SPIR-V is closer to the hardware. To tune the performance of the app, do it in a way that is not possible on the OpenCL C level.
It is easily extendable. A researcher or a compiler enthusiast might like to test some new ideas to speed up the application, by taking the open source Intel® Graphics Compiler and play with extended SPIR-V code.
The SPIR-V specification and the ecosystem is being actively developed by Khronos. There are tools for validation, assembly, disassembly, conversion and optimization libraries available on GitHub*, e.g., SPIRV-Tools, SPIRV-Cross, SPIRV-LLVM-Translator.
SPIR-V* in Intel® Graphics Driver
Let’s take a high-level look of how OpenCL kernel is compiled in Intel Graphic Driver. In OpenCL 2.1 there are many ways to provide source code from the kernel to the driver:
ClCreateProgramWithBinary
The binary is fully dependent on the device that it was created on —the application doesn’t create it. That means that binaries are not portable to other platforms. This is probably mostly used to cache kernels by the application.
You can also use cl_khr_spir extension to provide a kernel in SPIR format. SPIR standard supports OpenCL C up to 2.0 and was replaced by SPIR-V in next releases.
ClCreateProgramWithSource
This is the most common path. The kernel source is provided in text form, kernels are written in OpenCL C high-level language. The compilation flow in Intel Graphic Driver looks like this:
Figure 1. Compilation of a kernel written in OpenCL C
Inside the Intel Graphics Compiler, Clang needs to be called to translate OpenCL C kernel to SPIR-V. Then Intel Graphics Compiler OpenCL Frontend translates it to LLVM-IR that the compiler uses internally to produce hardware instructions (machine code).
ClCreateProgramWithIL
This call provides implementation defined intermediate language (IL), which would still not be portable as in ClCreateProgramWithBinary, or use SPIR-V – portable IL defined by Khronos.
As you can see, preparing the SPIR-V when shipping your application can save compilation time on client machines – Clang stage is not needed here:
Figure 2. Compilation of a kernel written in SPIR-V*
How to Generate SPIR-V for Existing OpenCL Kernels
As shown before, in the driver stack the SPIR-V is generated by Clang. A “standalone” version of Clang can be downloaded from Khronos Group’s GitHub*.
After successfully built, generating SPIR-V is easy:
clang -cc1 -emit-spirv -triple=spir64-unknown-unknown -cl-std=CL2.0 -include opencl.h kernel.cl -o kernel.spir
Then use this kernel in the app with clCreateProgramWithIL OpenCL API call.
How to Hand-tune the SPIR-V* Kernel
SPIR-V is a binary format, so an assembler and dis-assembler are needed.

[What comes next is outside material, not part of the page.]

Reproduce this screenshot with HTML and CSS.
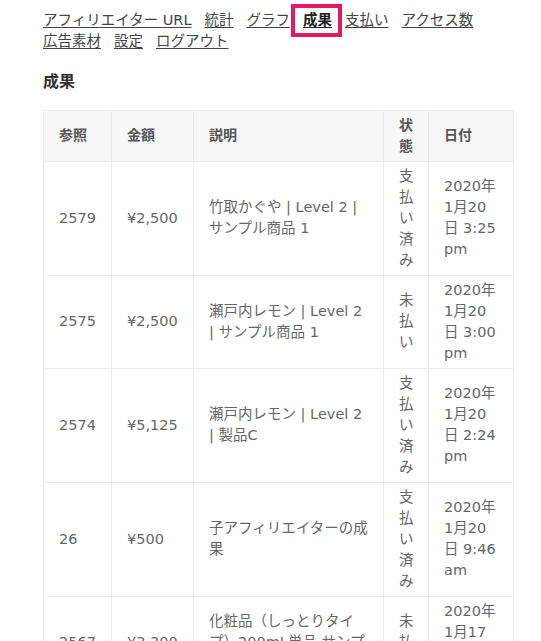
FILE: index.html
```html
<!DOCTYPE html>
<html lang="ja">
<head>
<meta charset="utf-8">
<title>成果</title>
<link rel="stylesheet" href="styles.css">
</head>
<body>
<div class="page">
  <nav class="nav">
    <a href="#" class="nav-link">アフィリエイター URL</a>
    <a href="#" class="nav-link">統計</a>
    <a href="#" class="nav-link">グラフ</a>
    <a href="#" class="nav-link is-active">成果</a>
    <a href="#" class="nav-link">支払い</a>
    <a href="#" class="nav-link">アクセス数</a>
    <a href="#" class="nav-link">広告素材</a>
    <a href="#" class="nav-link">設定</a>
    <a href="#" class="nav-link">ログアウト</a>
  </nav>

  <h2 class="title">成果</h2>

  <table class="referrals">
    <colgroup>
      <col class="col-ref">
      <col class="col-amount">
      <col class="col-desc">
      <col class="col-status">
      <col class="col-date">
    </colgroup>
    <thead>
      <tr>
        <th>参照</th>
        <th>金額</th>
        <th>説明</th>
        <th>状態</th>
        <th>日付</th>
      </tr>
    </thead>
    <tbody>
      <tr>
        <td>2579</td>
        <td>¥2,500</td>
        <td>竹取かぐや | Level 2 | サンプル商品 1</td>
        <td>支払い済み</td>
        <td>2020年1月20日 3:25 pm</td>
      </tr>
      <tr>
        <td>2575</td>
        <td>¥2,500</td>
        <td>瀬戸内レモン | Level 2 | サンプル商品 1</td>
        <td>未払い</td>
        <td>2020年1月20日 3:00 pm</td>
      </tr>
      <tr>
        <td>2574</td>
        <td>¥5,125</td>
        <td>瀬戸内レモン | Level 2 | 製品C</td>
        <td>支払い済み</td>
        <td>2020年1月20日 2:24 pm</td>
      </tr>
      <tr>
        <td>26</td>
        <td>¥500</td>
        <td>子アフィリエイターの成果</td>
        <td>支払い済み</td>
        <td>2020年1月20日 9:46 am</td>
      </tr>
      <tr>
        <td>2567</td>
        <td>¥3,300</td>
        <td>化粧品（しっとりタイプ）200mL単品 サンプル商品 1</td>
        <td>未払い</td>
        <td>2020年1月17日 4:12 pm</td>
      </tr>
    </tbody>
  </table>
</div>
</body>
</html>
```

FILE: styles.css
```css
html, body {
  margin: 0;
  padding: 0;
  background: #ffffff;
}

body {
  font-family: "DejaVu Sans", "Noto Sans CJK JP", sans-serif;
  font-size: 14.5px;
  color: #666666;
}

.page {
  padding: 10px 28px 0 43px;
}

.nav {
  display: flex;
  flex-wrap: wrap;
  column-gap: 13px;
  line-height: 21.3px;
}

.nav-link {
  color: #444444;
  text-decoration: underline;
  text-underline-offset: 2px;
  white-space: nowrap;
}

.nav-link.is-active {
  position: relative;
  color: #222222;
  font-weight: bold;
}

.nav-link.is-active::after {
  content: "";
  position: absolute;
  left: -12px;
  right: -10px;
  top: -6px;
  bottom: -6px;
  border: 4px solid #e5195e;
}

.title {
  margin: 17px 0 16px;
  font-size: 16px;
  line-height: 24px;
  font-weight: bold;
  color: #333333;
}

.referrals {
  width: 470px;
  table-layout: fixed;
  border-collapse: collapse;
  border: 1px solid #ececec;
}

.col-ref { width: 68px; }
.col-amount { width: 82px; }
.col-desc { width: 190px; }
.col-status { width: 45px; }
.col-date { width: 85px; }

.referrals th,
.referrals td {
  border: 1px solid #ececec;
  padding: 4px 15px;
  line-height: 21px;
  text-align: left;
  vertical-align: middle;
}

.referrals th {
  background: #f7f7f7;
  font-size: 14px;
  font-weight: bold;
  color: #555555;
}

.referrals td {
  color: #666666;
}
```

You can download them from KhronosGroup/SPIRV-Tools:
The basic steps are:
- Disassemble your SPIR-V kernel with spirv-dis
- Edit the disassembly
- Assemble again with spirv-as
- Validate it with spirv-val
Conclusion
SPIR-V is supported in Intel Graphics Compiler since the introduction of OpenCL 2.1 and Vulkan 1.0 API. In Vulkan SPIR-V is the only shader representation we support. In OpenCL 2.1, Use OpenCL C or SPIR-V.
The majority of OpenCL applications use OpenCL C and as shown before, need to be translated to some intermediate representation. We recently moved from SPIR to SPIR-V for this task. This is a way to make SPIR-V tested and validated even more thoroughly and shows our commitment to support Khronos standards.